> **Do this**
Only lines holding the string "index" are wanted; copy each one from the material.

> **Given data**
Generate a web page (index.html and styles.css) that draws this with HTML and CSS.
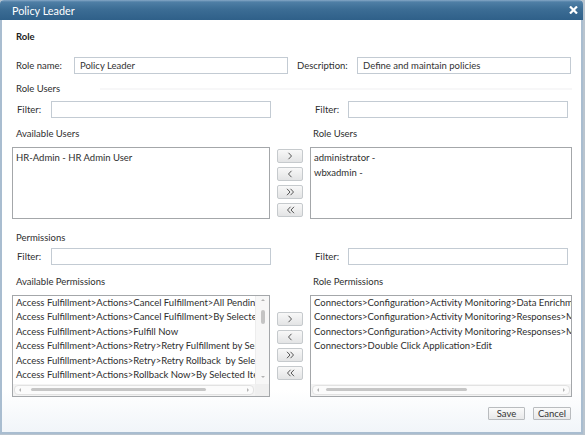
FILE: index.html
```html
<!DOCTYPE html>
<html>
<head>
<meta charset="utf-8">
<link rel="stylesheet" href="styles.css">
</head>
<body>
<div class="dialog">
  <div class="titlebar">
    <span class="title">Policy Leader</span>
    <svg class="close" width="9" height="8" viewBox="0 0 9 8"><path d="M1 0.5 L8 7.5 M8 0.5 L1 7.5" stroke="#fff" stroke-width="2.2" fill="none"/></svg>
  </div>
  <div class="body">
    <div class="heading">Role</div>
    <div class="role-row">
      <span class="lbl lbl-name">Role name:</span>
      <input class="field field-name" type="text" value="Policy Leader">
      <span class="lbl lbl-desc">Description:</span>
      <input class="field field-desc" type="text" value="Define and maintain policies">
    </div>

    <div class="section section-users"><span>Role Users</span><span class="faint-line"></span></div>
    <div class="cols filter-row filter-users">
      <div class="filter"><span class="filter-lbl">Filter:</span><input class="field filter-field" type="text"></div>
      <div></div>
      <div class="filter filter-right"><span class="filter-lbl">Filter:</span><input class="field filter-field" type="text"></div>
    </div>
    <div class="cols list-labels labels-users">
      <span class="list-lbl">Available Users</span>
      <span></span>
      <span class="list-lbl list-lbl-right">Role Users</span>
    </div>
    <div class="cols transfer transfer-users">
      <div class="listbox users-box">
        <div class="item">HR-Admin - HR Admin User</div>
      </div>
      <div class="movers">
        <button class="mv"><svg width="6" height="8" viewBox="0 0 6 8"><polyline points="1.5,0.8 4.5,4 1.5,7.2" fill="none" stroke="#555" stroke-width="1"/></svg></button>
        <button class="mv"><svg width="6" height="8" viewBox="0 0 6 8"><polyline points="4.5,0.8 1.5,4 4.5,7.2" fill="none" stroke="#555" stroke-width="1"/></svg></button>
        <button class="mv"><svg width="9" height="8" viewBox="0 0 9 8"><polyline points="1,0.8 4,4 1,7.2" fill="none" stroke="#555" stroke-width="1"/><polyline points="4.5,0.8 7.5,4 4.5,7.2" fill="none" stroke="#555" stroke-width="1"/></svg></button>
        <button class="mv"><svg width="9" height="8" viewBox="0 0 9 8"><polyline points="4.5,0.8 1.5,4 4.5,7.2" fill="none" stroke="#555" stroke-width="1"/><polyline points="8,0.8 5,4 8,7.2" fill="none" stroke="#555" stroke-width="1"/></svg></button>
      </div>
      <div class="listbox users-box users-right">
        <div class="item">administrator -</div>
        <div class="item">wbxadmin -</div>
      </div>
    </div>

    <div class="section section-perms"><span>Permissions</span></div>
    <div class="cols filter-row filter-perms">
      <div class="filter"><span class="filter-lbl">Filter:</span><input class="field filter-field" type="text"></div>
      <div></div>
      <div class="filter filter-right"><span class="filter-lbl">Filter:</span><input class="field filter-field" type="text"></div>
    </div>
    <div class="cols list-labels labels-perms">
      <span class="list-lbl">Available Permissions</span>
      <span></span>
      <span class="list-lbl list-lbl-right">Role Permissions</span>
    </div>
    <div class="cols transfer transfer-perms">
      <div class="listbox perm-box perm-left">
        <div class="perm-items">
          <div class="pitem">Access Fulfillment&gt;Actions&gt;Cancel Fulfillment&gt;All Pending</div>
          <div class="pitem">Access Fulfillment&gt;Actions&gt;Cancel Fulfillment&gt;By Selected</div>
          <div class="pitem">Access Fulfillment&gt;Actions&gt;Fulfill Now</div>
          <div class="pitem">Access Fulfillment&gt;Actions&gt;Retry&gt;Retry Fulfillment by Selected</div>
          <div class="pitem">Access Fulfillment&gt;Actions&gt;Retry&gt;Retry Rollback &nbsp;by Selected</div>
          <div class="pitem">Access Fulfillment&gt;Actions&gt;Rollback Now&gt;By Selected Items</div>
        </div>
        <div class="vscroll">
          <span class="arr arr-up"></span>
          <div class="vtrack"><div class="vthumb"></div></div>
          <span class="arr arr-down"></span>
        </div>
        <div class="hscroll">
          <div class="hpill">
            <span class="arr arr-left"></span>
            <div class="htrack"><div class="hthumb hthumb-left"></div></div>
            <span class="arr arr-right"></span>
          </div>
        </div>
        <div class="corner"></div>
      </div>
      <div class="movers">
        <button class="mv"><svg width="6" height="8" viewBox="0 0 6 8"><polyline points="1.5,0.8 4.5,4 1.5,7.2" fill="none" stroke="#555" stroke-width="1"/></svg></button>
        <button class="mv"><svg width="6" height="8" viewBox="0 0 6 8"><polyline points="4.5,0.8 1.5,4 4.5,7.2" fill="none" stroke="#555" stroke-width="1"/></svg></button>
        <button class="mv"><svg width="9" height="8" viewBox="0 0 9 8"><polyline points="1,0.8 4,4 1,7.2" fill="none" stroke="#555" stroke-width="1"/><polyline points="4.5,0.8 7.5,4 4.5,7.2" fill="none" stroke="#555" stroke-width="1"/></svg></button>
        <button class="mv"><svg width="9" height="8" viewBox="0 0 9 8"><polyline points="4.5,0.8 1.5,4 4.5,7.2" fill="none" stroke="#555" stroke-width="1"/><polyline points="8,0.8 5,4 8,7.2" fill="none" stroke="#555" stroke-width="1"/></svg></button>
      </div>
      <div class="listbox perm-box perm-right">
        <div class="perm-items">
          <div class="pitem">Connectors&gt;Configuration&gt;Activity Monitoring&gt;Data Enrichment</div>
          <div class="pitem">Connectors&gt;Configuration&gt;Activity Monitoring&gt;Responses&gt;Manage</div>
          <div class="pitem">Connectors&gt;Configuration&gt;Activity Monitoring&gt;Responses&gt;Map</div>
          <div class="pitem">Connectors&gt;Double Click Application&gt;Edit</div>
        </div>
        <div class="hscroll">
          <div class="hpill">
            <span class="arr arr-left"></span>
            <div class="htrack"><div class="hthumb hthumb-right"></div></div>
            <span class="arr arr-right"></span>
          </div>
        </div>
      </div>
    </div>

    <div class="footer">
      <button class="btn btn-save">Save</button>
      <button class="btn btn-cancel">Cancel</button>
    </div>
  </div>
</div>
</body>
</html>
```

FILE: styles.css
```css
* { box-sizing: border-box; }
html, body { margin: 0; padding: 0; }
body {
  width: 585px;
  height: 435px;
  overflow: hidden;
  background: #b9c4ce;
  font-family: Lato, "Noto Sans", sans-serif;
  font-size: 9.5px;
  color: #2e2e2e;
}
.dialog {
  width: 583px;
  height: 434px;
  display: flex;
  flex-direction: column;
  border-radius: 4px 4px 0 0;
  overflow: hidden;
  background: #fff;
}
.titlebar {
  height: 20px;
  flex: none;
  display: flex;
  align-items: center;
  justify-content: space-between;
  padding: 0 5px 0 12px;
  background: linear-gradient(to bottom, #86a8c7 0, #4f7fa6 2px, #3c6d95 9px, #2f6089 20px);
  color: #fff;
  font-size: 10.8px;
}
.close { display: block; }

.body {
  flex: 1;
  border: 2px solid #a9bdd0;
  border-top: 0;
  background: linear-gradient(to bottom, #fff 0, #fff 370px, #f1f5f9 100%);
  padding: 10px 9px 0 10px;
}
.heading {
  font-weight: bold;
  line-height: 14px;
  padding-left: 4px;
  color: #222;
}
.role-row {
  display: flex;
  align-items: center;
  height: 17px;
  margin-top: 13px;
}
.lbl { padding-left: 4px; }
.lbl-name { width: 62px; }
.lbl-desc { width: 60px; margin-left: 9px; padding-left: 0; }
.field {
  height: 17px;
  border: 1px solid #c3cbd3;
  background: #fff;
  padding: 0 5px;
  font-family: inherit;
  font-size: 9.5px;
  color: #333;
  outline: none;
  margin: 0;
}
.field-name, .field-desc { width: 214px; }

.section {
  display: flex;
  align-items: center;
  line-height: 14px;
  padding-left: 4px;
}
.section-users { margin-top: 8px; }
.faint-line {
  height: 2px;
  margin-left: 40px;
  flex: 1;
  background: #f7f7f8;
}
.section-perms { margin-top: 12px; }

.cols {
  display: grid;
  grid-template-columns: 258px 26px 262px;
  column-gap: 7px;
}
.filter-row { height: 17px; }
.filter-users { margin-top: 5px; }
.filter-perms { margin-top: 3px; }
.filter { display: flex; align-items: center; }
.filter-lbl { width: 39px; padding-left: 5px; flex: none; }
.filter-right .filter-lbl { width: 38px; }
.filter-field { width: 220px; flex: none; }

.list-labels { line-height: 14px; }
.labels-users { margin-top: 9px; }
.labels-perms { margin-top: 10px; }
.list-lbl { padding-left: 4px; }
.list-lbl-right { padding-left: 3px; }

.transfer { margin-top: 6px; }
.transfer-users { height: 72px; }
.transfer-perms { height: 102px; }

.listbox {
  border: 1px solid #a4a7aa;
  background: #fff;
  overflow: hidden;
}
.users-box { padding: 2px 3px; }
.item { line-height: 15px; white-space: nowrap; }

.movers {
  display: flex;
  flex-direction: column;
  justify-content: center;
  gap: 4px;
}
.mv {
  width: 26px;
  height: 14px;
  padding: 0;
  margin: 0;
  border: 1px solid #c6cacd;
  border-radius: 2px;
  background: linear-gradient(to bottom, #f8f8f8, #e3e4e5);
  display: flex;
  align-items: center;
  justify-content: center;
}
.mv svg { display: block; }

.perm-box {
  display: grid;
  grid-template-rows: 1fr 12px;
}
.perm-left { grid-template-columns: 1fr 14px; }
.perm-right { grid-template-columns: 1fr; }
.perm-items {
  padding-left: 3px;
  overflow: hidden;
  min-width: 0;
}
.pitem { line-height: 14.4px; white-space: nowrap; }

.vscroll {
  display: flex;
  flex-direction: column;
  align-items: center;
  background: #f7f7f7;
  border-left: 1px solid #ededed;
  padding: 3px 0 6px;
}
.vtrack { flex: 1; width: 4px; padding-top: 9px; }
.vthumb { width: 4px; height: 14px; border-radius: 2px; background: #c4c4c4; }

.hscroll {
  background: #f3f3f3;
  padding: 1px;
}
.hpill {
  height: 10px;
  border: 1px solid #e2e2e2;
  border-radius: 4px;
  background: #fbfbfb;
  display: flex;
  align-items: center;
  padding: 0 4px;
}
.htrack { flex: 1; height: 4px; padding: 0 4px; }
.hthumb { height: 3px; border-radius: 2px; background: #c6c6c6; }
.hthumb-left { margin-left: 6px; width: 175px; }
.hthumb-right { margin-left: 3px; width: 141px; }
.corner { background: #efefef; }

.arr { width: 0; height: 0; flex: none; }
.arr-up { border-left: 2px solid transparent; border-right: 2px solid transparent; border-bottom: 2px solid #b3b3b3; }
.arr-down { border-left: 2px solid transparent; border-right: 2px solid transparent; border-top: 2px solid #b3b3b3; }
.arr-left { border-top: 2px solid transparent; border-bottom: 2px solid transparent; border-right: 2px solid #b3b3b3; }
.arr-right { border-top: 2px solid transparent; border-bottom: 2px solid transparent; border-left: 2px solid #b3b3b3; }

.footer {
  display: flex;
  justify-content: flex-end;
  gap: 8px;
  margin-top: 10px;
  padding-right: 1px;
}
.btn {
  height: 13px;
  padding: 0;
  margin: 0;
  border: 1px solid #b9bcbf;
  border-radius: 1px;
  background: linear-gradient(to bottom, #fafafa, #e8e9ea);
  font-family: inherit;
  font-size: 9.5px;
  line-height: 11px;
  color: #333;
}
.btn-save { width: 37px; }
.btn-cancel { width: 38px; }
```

> **Exercise response**
Generate a web page (index.html and styles.css) that draws this with HTML and CSS.
FILE: index.html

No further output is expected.